Roy Eldridge non mostra i segni del tempo e non appare per nulla un uomo al crepuscolo. Lui che aveva già cominciato ad incidere dischi negli ’30, noto per l’uso di sofisticate armonie e l’attitudine alla sostituzione tritonale; lui che aveva vissuto l’era delle big band da protagonista, assorbito la lezione di Benny Carter e poi guadato indenne verso la nuova era bop del dopoguerra attraverso l’affiatato sodalizio con Coleman Hawkins. Anche in questa occasione Eldridge riesce ad essere l’anello di congiunzione fra due distinte epoche del jazz del Novecento, ponendosi a metà strada tra liricità di Louis Armstrong e il dinamismo di Dizzy Gillespie, in particolare rievocando a tratti le atmosfere dell’epopea di Duke Ellington e quella di Charlie Parker in un afflato di rara bellezza con la terna ritmica. Il repertorio scelto si sostanzia in due composizioni firmate Eldridge: “Gofor”, dove il picchiettante e limpido pianoforte di Oscar Peterson innesca una gara di velocità con la tromba, tra applausi scroscianti, da manuale l’assolo del basso vibrante di Niels Henning Orsted Pedersen; mentre “Joy The Roy”, sicuramente il momento clou dell’album, ricrea con ironia un’atmosfera blues anni ’30 alla Satchmo. Pedersen annuncia il tema con passo flessuoso da “Pantera Rosa”, Eldridge lo riprende ed inizia la sua scalata in crescendo, mentre il basso lo accompagna per un tratto con la lucentezza di una chitarra; dal canto loro piano e batteria, dalle retrovie, procedono con piglio quasi divertito; sul finale ottimo scambio tra contrabbasso e pianoforte: un numero tipico dell’Oscar Peterson Trio.

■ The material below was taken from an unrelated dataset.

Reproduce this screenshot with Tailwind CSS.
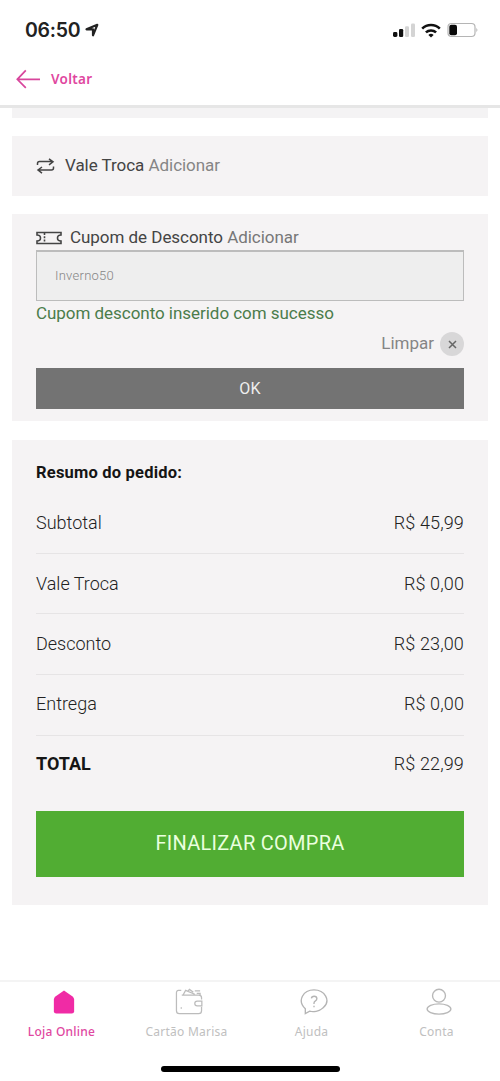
<!DOCTYPE html>
<html lang="pt-BR">
<head>
<meta charset="utf-8">
<meta name="viewport" content="width=device-width, initial-scale=1">
<title>Resumo do pedido</title>
<script src="https://cdn.jsdelivr.net/npm/@tailwindcss/browser@4"></script>
</head>
<body class="bg-white font-['Roboto',sans-serif] text-[#444]">
<div class="flex h-[1081px] w-[500px] flex-col overflow-hidden">
  <!-- Status bar -->
  <div class="flex h-[60px] shrink-0 items-center pr-[21px] pl-[25px]">
    <span class="pt-[2px] font-['Inter',sans-serif] text-[19.5px] font-semibold tracking-[-0.25px] text-[#222]">06:50</span>
    <svg class="ml-[5px] h-[14px] w-[14px]" viewBox="0 0 14 14" fill="none" stroke="#222" stroke-width="2.200" stroke-linejoin="round"><path d="M1.500 6.300 12.300 1.800 8 12.300V6.400z"/></svg>
    <svg class="ml-auto h-[16px] w-[24px]" viewBox="0 0 24 16"><rect x="1" y="10" width="4.400" height="5" rx="1.400" fill="#111"/><rect x="7" y="7" width="4.200" height="8" rx="1.200" fill="#111"/><rect x="13" y="4.300" width="4" height="10.700" rx="1.200" fill="#d4d4d4"/><rect x="19" y="1.500" width="4" height="13.500" rx="1.200" fill="#d4d4d4"/></svg>
    <svg class="ml-[5px] h-[15px] w-[20px]" viewBox="0 0 20 15" fill="none" stroke="#111" stroke-width="2.500"><path d="M1.200 5.700C6 .8 14 .8 18.800 5.700M4.900 9.400C7.700 6.700 12.300 6.700 15.100 9.400"/><path d="M10 14.500 7.400 11.900Q10 9.800 12.600 11.900z" fill="#111" stroke="none"/></svg>
    <svg class="ml-[6px] h-[16px] w-[32px]" viewBox="0 0 32 16"><rect x="1" y="1.500" width="27" height="13" rx="3.500" fill="#fff" stroke="#b5b5b5" stroke-width="1.200"/><rect x="2.300" y="2.800" width="7.700" height="10.400" rx="2" fill="#0a0a0a"/><path d="M29.500 5.800q1.800 2.200 0 4.400z" fill="#999"/></svg>
  </div>
  <!-- Header -->
  <div class="flex h-[48px] shrink-0 items-center border-b-[3px] border-[#e6e6e6] pb-[7px] pl-[16px]">
    <svg class="h-[20px] w-[25px]" viewBox="0 0 25 20" fill="none" stroke="#d8469c" stroke-width="1.700"><path d="M24 10.300H1.500M9.800 1.300 1.300 10.300 9.800 18.800"/></svg>
    <span class="ml-[10px] pt-[1px] font-['Noto_Sans',sans-serif] text-[13.500px] font-semibold tracking-[0.3px] text-[#e0479f]">Voltar</span>
  </div>
  <!-- Content -->
  <main class="flex flex-1 flex-col px-[12px]">
    <div class="h-[10px] bg-[#f4f3f4]"></div>
    <section class="mt-[18px] flex h-[60px] items-center bg-[#f5f3f4] px-[24px] text-[17px] tracking-[-0.04px]">
      <svg class="h-[16px] w-[19px]" viewBox="0 0 19 16" fill="none" stroke="#444" stroke-width="1.500"><path d="M1.500 7V5.500q0-2 2-2H16M13 .8 17 3.800 13 6.800M17.500 8.500V10q0 2-2 2H3M6 9 2 12 6 15.200"/></svg>
      <p class="ml-[10px] whitespace-nowrap pb-[1px]">Vale Troca <span class="text-[#858585]">Adicionar</span></p>
    </section>
    <section class="mt-[18px] flex h-[207px] flex-col bg-[#f5f3f4] px-[24px] pt-[12px]">
      <div class="flex h-[24px] items-center text-[17px] tracking-[-0.04px]">
        <svg class="h-[14px] w-[26px]" viewBox="0 0 26 14" fill="none" stroke="#444" stroke-width="1.600"><path d="M1 1.500H25V4Q21.500 4 21.500 7T25 10V12.500H1V10Q4.500 10 4.500 7T1 4z"/><path d="M8.500 2V12" stroke-dasharray="2 1.300"/></svg>
        <p class="ml-[8px] whitespace-nowrap">Cupom de Desconto <span class="text-[#777]">Adicionar</span></p>
      </div>
      <div class="flex h-[51px] items-center border border-t-2 border-[#bcbcbc] bg-[#eee] px-[18px] text-[13px] font-light tracking-[0.25px] text-[#858585]">Inverno50</div>
      <p class="text-[17px] leading-[24px] tracking-[-0.04px] text-[#4b7c4b]">Cupom desconto inserido com sucesso</p>
      <div class="mt-[7px] flex h-[24px] items-center justify-end text-[17px] text-[#858585]">
        <span>Limpar</span>
        <span class="ml-[6px] flex h-[24px] w-[24px] items-center justify-center rounded-full bg-[#d8d7d8]"><svg class="h-[9px] w-[9px]" viewBox="0 0 9 9" stroke="#666" stroke-width="1.500"><path d="M1 1 8 8M8 1 1 8"/></svg></span>
      </div>
      <button class="mt-[12px] h-[41px] bg-[#737373] text-[16px] tracking-[0.2px] text-[#eee]">OK</button>
    </section>
    <section class="mt-[19px] flex h-[465px] flex-col bg-[#f5f3f4] px-[24px] pt-[20px]">
      <h2 class="h-[32px] text-[16.500px] leading-[26px] font-bold tracking-[0.2px] text-[#151515]">Resumo do pedido:</h2>
      <div class="flex flex-col text-[18px] font-light text-[#222]">
        <div class="flex h-[62px] items-center justify-between border-b border-[#e6e4e5]"><span>Subtotal</span><span class="tracking-[0.13px]">R$ 45,99</span></div>
        <div class="flex h-[60px] items-center justify-between border-b border-[#e6e4e5]"><span>Vale Troca</span><span class="tracking-[0.13px]">R$ 0,00</span></div>
        <div class="flex h-[61px] items-center justify-between border-b border-[#e6e4e5] pb-[2px]"><span>Desconto</span><span class="tracking-[0.13px]">R$ 23,00</span></div>
        <div class="flex h-[61px] items-center justify-between border-b border-[#e6e4e5] pb-[3px]"><span>Entrega</span><span class="tracking-[0.13px]">R$ 0,00</span></div>
        <div class="flex h-[58px] items-center justify-between pb-[3px]"><span class="font-bold text-[#151515]">TOTAL</span><span class="tracking-[0.13px]">R$ 22,99</span></div>
      </div>
      <button class="mt-[17px] h-[66px] bg-[#51ad33] pb-[2px] text-[20px] tracking-[0.27px] text-[#eaffdf]">FINALIZAR COMPRA</button>
    </section>
  </main>
  <!-- Tab bar -->
  <nav class="grid h-[86px] shrink-0 grid-cols-4 border-t-2 border-[#f4f4f4] pt-[6px] font-['Noto_Sans',sans-serif] text-[12px] tracking-[0.25px] text-[#c0c0c0]">
    <div class="flex flex-col items-center gap-[7px] pr-[2px]">
      <svg class="ml-[4px] h-[28px] w-[28px]" viewBox="0 0 28 29"><path d="M14 2.500 22.500 8.500Q24.500 10 24.500 12V24Q24.500 26.500 22 26.500H6Q3.500 26.500 3.500 24V12Q3.500 10 5.500 8.500z" fill="#f02ba5"/></svg>
      <span class="leading-[18px] font-medium text-[#e0479f]">Loja Online</span>
    </div>
    <div class="flex flex-col items-center gap-[7px] pr-[2px]">
      <svg class="ml-[4px] h-[28px] w-[28px]" viewBox="0 0 28 29" fill="none" stroke="#bcbcbc" stroke-width="1.300"><path d="M6 2.500H3Q1 2.500 1 5V23.500Q1 26.500 4 26.500H24Q27 26.500 27 23.500V19.500M27 12V10Q27 7.500 24 7.500H6.500M8 7 10.500 2.500 20 6.500M12.500 3.500 14.500 1.500 18.500 4.500M20 3H25.500M22 5.500H25.500V7.500"/><path d="M27.300 13.500H22.500Q20 13.500 20 16T22.500 18.500H27.300z"/><path d="M6 20V21.500"/></svg>
      <span class="leading-[18px]">Cartão Marisa</span>
    </div>
    <div class="flex flex-col items-center gap-[7px] pr-[2px]">
      <svg class="ml-[4px] h-[28px] w-[28px]" viewBox="0 0 28 29" fill="none" stroke="#b4b4b4" stroke-width="1.400"><path d="M5 26.500V21.500C-4 13 3 2 14 2S32 13 23.500 20.500C19 24.500 13 25 9.500 24z"/><path d="M11.300 10.800Q11.500 8.500 14.200 8.500T17 11Q17 12.500 15.500 13.300T14 15.500V16.500M14 18.300V20"/></svg>
      <span class="leading-[18px]">Ajuda</span>
    </div>
    <div class="flex flex-col items-center gap-[7px] pr-[2px]">
      <svg class="ml-[4px] h-[28px] w-[28px]" viewBox="0 0 28 29" fill="none" stroke="#b8b8b8" stroke-width="1.400"><circle cx="14" cy="8" r="6.700"/><ellipse cx="14" cy="21.700" rx="12.300" ry="5.300"/></svg>
      <span class="leading-[18px]">Conta</span>
    </div>
  </nav>
  <div class="flex h-[15px] shrink-0 justify-center"><div class="h-[6px] w-[179px] rounded-full bg-black"></div></div>
</div>
</body>
</html>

“Perdido” offre al pianoforte di Peterson di volteggiare creando un’atmosfera retrò quasi alla Earl Hines, fino a quando la tromba non squarcia l’aria riconquistando la scena, basso e batteria si concedono una fuga in simultanea nell’interludio, quindi una piacevole alternanza in velocità fra piano e tromba, sostenuti da rullanti tamburi di guerra. “Goodbye Blackbird”, dal titolo emblematico è un bop primordiale, dove a tratti sembra di udire l’eco della tromba di Gillespie. L’inziale “Between The Davil And Deep Blu Sea” non è da meno, il trio spinge il vecchio Roy verso un bop insanguato di soul; non manca neppure l’atmosfera soffusa della ballata, in “I Surrender Dear”, dove il lancinante pathos che la tromba di Eldrige sprigiona, viene magnificato dal tocco avvolgente del piano. Dunque, brividi garantiti per tutti gli animi gentili, fino a quando Oscar Peterson non si ritaglia il suo spazio da protagonista e porta il brano fuori dal sotterraneo notturno, quindi imbeccato dal dinamico basso dello svedese; Eldridge legge con attenzione il groove e cambia passo sino alla chiusura dei battenti. “Montreaux ’77” è un album che non dovrebbe mancare, senza se e senza ma.